PROBLEM TO SOLVE: Collect all the lines that mention the word "styled".

RECORD EXTRACTS:
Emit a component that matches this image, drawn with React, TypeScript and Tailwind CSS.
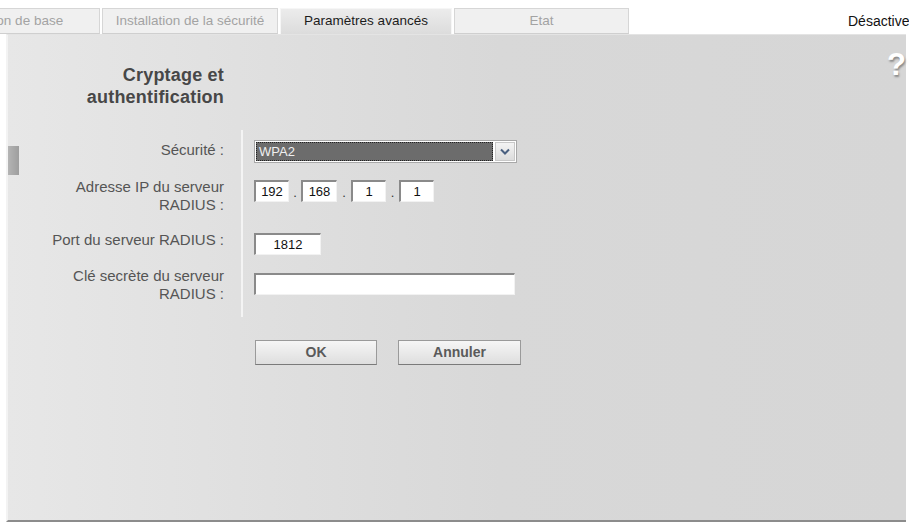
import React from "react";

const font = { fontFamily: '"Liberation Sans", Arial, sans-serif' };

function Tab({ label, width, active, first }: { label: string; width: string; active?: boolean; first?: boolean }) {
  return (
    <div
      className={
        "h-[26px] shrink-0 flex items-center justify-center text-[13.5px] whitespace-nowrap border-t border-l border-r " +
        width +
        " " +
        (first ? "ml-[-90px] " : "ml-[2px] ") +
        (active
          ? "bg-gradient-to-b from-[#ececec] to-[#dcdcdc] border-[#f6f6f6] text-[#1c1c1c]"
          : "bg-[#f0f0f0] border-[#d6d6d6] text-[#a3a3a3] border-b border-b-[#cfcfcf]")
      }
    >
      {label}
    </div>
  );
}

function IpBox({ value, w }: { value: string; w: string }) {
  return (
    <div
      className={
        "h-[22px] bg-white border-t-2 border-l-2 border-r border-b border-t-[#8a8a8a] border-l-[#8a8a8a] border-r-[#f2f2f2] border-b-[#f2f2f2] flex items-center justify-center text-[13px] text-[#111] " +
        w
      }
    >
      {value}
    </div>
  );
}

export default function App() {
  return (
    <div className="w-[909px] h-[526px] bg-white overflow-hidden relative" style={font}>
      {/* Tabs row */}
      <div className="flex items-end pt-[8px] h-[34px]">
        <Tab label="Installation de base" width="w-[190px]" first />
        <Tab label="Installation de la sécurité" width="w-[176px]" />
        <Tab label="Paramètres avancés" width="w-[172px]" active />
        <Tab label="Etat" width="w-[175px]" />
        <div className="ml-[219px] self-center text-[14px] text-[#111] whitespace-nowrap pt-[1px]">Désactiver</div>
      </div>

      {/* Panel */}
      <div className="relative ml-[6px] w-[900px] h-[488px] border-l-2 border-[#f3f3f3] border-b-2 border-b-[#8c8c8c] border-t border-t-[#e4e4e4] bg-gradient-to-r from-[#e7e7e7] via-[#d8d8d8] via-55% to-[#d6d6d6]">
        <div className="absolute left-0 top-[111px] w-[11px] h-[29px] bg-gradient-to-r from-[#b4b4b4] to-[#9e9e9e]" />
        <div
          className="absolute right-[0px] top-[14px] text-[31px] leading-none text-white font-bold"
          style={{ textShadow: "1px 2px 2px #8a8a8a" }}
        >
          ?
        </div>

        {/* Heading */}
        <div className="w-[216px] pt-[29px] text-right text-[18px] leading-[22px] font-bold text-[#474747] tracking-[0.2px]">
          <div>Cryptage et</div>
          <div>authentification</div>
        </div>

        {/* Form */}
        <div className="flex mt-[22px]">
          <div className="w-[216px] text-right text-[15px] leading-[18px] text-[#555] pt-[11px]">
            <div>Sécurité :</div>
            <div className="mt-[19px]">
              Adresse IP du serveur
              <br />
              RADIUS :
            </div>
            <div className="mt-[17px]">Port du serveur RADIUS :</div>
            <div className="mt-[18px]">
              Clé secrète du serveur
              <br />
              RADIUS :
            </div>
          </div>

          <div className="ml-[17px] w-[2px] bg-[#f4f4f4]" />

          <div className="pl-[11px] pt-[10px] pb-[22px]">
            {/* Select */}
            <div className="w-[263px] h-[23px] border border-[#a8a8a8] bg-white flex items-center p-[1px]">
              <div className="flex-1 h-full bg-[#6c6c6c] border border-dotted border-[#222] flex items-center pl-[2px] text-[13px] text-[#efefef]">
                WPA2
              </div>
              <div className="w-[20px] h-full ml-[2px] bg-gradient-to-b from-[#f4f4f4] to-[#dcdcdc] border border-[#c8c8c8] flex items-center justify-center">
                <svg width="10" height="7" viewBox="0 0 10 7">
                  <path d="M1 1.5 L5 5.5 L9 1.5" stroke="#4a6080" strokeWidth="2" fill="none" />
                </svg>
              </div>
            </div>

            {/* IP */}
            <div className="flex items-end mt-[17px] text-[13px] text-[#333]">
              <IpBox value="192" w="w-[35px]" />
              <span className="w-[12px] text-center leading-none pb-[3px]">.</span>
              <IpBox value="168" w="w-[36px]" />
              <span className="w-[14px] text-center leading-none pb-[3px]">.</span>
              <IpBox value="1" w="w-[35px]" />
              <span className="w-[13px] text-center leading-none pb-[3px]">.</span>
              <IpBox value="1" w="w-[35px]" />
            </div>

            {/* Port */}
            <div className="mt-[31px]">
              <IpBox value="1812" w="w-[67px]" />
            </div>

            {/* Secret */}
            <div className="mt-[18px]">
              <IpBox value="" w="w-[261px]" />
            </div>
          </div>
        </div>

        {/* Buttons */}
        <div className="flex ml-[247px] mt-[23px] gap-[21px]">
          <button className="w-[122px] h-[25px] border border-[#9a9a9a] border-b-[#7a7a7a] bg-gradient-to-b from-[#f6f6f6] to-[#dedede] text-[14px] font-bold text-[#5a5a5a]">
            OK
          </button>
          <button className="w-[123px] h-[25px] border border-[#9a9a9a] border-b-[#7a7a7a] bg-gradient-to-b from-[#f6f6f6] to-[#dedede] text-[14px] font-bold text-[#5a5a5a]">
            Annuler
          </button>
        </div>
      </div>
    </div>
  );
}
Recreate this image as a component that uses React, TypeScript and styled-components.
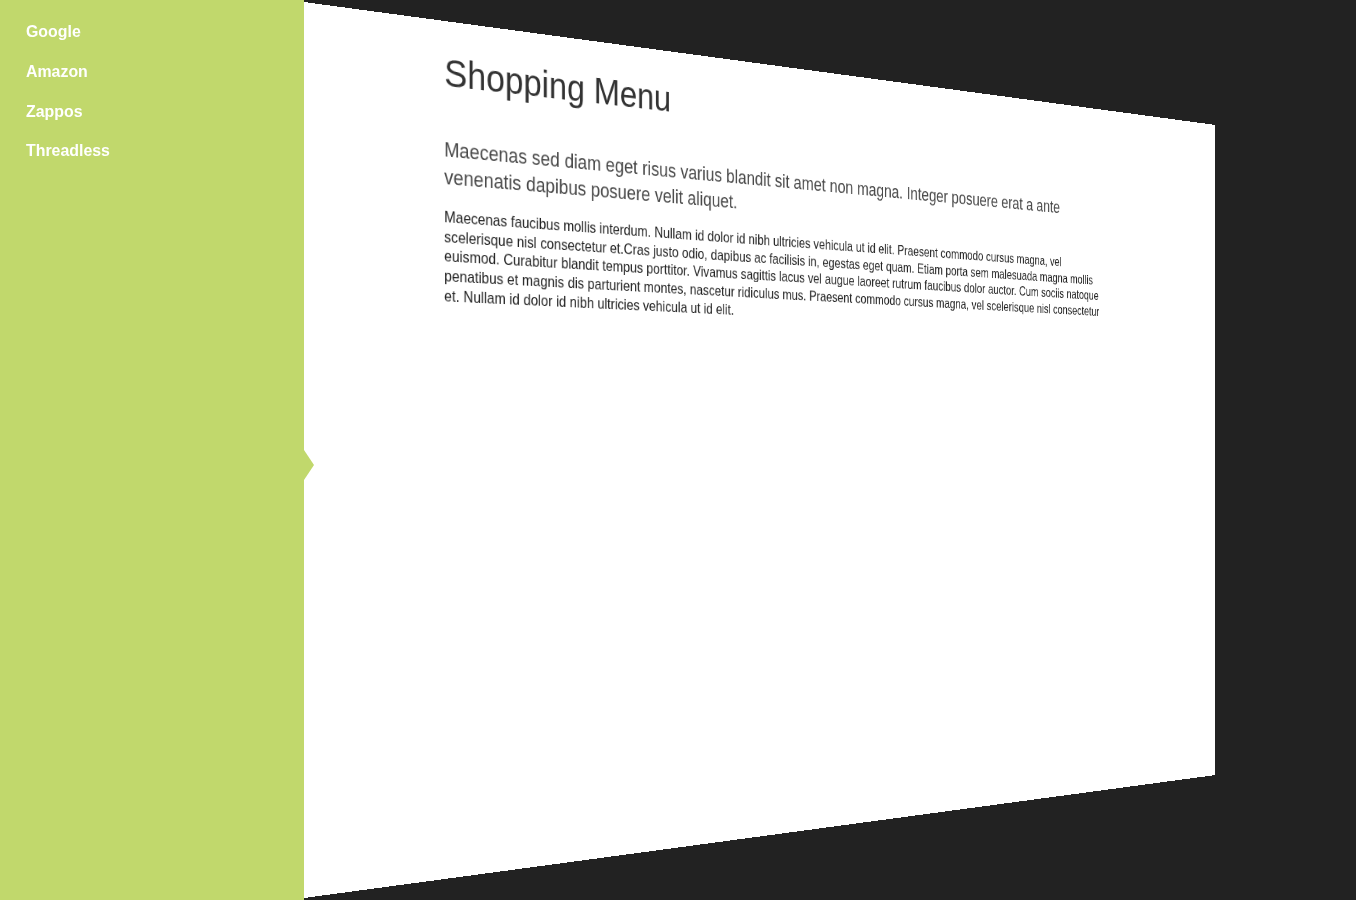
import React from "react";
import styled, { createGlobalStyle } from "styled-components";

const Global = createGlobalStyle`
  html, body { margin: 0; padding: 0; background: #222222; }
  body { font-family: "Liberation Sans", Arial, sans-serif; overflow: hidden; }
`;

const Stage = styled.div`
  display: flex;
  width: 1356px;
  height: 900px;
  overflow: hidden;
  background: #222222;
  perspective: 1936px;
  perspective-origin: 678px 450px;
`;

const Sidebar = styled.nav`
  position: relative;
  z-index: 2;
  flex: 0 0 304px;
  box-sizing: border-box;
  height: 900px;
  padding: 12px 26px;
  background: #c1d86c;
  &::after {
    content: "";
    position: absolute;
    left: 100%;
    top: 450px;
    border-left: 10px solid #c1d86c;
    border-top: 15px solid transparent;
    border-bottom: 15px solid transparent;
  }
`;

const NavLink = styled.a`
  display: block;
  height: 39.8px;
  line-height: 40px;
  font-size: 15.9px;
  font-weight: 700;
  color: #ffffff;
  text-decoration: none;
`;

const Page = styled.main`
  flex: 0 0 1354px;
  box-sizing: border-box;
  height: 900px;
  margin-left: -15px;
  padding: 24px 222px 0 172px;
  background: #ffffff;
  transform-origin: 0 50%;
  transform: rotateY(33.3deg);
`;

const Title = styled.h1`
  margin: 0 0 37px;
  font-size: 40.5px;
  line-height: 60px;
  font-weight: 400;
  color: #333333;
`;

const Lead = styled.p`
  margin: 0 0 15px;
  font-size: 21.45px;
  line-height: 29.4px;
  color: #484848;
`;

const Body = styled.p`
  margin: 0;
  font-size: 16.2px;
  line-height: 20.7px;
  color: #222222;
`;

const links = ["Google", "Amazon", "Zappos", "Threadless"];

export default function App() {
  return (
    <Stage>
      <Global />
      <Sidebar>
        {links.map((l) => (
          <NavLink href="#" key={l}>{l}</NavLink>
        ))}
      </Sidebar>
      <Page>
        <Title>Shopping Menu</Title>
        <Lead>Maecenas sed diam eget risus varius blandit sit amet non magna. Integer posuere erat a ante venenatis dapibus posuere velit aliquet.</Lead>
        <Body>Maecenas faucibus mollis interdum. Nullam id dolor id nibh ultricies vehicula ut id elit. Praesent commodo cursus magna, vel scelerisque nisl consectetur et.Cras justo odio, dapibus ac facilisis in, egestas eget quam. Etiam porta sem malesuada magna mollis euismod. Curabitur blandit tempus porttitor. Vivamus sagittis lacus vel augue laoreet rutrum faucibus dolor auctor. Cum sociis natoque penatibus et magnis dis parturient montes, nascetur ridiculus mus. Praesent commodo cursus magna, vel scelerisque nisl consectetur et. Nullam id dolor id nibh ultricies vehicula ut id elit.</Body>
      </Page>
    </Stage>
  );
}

EXERCISE RESULT:
Recreate this image as a component that uses React, TypeScript and styled-components.
import styled, { createGlobalStyle } from "styled-components";
const Stage = styled.div`
const Sidebar = styled.nav`
const NavLink = styled.a`
const Page = styled.main`
const Title = styled.h1`
const Lead = styled.p`
const Body = styled.p`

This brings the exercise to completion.